Findings

Example of a pre and post process tagging visualization of a recording, with the post process being dramatically more dense — Pre and Post Process Tagging Visualization

One of my main concerns during the testing phase was whether transcribers would find the Apps Script coding element confusing or anxiety-inducing. This was not the case. By breaking down and repairing elements of the code during our weekly meetings, I was able to demystify the process and explain the purpose of each component. Additionally, I received excellent feedback from transcribers based on their experience, which led to many improved iterations.

From what I can gather, this approach has generated a significant increase in both the volume, accuracy and detail of oral history transcription work. In addition to the tools discussed in this article, other factors contributing to this progress may include:

A more dynamic, interactive workflow leading to greater transcriber productivity
Less repetitive labeling and formatting work
Supplementary documentation helping transcribers navigate the more technical aspects of the workflow

In addition to helping us meet our department’s accessibility standards, this process enabled us to complete our first non-English oral history collection in the form of the Hispanic Oral History Project, an initiative from 1991 copyedited by student worker Daniel Olortegui Vargas. This work in progress will be using this material to enhance the OHD item-level interface, allowing listeners to toggle between English and Non-English transcriptions. This new feature in the open-source OHD framework aims to promote the digitization of more diverse oral history collections both within and beyond the institution.

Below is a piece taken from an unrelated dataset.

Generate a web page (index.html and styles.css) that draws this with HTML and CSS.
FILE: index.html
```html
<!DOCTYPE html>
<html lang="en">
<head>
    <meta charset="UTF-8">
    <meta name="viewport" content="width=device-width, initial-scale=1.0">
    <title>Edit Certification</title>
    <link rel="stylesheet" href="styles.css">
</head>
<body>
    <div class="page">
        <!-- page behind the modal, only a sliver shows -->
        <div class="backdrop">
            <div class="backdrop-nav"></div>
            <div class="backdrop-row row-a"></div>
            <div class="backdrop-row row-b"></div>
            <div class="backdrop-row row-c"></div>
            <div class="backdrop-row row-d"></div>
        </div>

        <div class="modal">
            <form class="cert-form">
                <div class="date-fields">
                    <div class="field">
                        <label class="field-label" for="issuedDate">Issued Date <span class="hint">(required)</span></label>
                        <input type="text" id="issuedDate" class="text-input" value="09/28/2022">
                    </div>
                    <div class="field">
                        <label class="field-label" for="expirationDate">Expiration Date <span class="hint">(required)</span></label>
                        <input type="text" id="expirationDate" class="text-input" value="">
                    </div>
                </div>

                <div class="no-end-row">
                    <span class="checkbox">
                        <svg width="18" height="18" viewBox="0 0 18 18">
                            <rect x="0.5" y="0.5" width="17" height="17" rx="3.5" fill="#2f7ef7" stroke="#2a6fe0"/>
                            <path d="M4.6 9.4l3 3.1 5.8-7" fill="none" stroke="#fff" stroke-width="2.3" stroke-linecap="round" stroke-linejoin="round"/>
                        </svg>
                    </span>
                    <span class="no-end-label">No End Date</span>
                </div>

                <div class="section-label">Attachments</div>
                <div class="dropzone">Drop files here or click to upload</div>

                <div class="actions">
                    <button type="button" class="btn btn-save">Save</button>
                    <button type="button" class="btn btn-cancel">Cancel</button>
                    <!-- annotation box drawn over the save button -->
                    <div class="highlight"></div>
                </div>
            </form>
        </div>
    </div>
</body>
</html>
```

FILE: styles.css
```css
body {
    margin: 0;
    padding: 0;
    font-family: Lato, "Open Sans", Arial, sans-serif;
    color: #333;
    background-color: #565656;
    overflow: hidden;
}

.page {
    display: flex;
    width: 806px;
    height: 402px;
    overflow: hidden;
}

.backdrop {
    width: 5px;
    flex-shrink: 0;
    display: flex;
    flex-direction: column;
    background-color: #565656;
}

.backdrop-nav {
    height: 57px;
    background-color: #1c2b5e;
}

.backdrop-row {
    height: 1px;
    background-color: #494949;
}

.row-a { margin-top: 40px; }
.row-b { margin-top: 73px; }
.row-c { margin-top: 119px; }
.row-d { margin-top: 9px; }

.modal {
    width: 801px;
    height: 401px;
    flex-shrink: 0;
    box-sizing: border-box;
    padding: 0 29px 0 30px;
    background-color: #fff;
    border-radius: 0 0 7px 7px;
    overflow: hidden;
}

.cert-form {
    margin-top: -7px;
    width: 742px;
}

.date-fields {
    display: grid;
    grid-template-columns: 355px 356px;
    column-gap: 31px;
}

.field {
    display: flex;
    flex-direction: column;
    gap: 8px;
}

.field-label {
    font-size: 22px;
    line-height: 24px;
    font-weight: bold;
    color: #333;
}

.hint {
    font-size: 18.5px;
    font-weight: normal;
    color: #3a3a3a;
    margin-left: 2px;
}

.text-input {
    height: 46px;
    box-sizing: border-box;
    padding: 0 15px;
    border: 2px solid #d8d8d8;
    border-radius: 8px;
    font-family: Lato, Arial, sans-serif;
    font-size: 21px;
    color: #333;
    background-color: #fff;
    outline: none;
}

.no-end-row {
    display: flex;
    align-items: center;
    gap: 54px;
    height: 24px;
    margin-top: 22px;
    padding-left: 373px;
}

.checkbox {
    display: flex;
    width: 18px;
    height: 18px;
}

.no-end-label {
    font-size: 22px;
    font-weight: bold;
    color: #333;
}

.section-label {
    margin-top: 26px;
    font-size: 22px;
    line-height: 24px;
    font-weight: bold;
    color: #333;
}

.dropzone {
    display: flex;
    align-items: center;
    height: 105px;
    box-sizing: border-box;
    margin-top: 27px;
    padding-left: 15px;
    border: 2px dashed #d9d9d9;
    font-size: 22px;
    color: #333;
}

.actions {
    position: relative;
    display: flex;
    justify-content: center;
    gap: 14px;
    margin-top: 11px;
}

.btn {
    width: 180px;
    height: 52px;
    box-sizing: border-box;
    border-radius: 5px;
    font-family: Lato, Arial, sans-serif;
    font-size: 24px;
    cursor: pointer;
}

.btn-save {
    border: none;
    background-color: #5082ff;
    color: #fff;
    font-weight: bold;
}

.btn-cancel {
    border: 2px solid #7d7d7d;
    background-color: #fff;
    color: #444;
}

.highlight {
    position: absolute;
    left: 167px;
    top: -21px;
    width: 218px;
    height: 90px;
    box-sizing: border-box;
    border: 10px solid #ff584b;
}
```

Regarding the limitations of data-driven, human-edited automated tagging, program managers must communicate that automated tags are only a starting point. Tags may be incorrectly applied, missing or need to be applied more broadly to transcripts. Even when these measures are taken, the amount of detail this process accrues is drastic and easily distinguishable in OHD’s tagging visualization in the image above. One could argue that the density of the data now makes it difficult for the researcher to navigate, especially on mobile devices and this continues to be part of the conversation as we refine these processes.

✺

Conclusion

In discussing grant funding for digital initiatives, a colleague pointed out that the time-intensive nature of oral history projects often leads to their neglect. As they put it:

“Would you rather present ten oral histories or 500 photographs?”

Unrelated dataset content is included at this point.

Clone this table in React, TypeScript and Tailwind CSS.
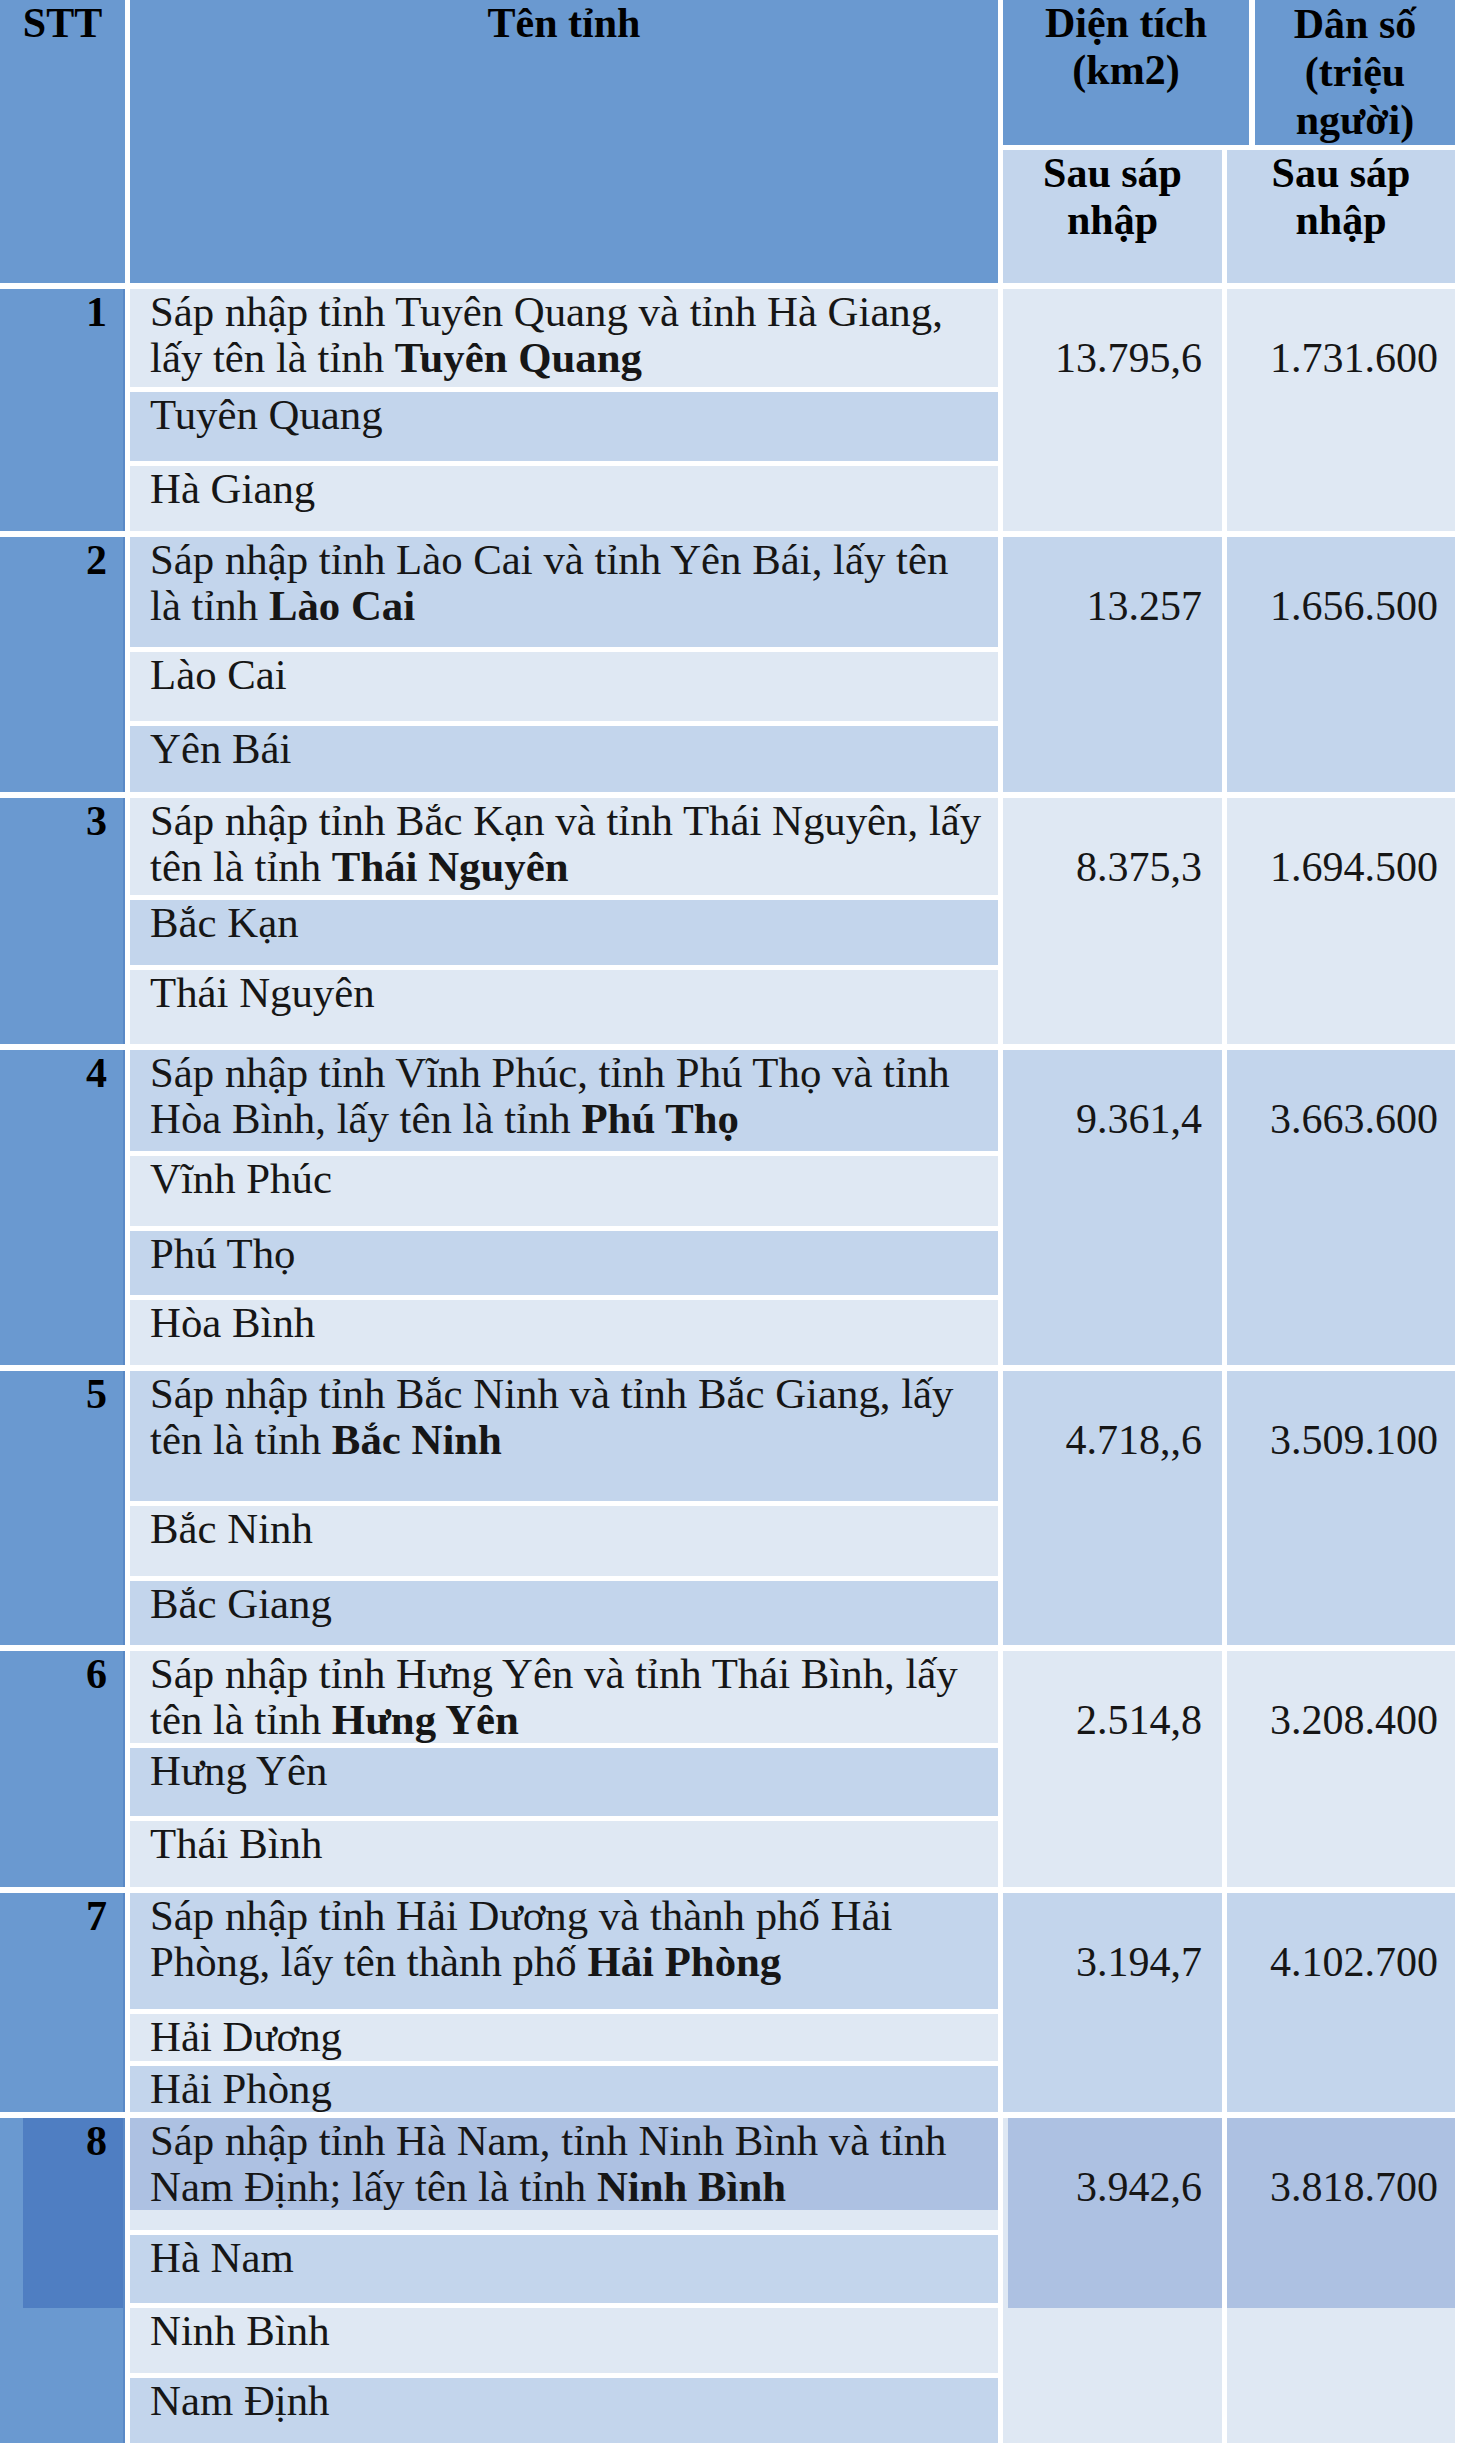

This quantity focused selection criteria ultimately results in an existential threat, resulting in the physical vulnerability of audio materials as they languish in the archives. Bicentennial and community oral history initiatives, rich in non-academic perspective, offer a uniquely biographical account of places and provide valuable contrast and context to the accepted historical record. By utilizing machine learning, Python, and JavaScript approaches, this process aims to make digitizing these resources more efficient and accessible, promoting their preservation and availability to the public.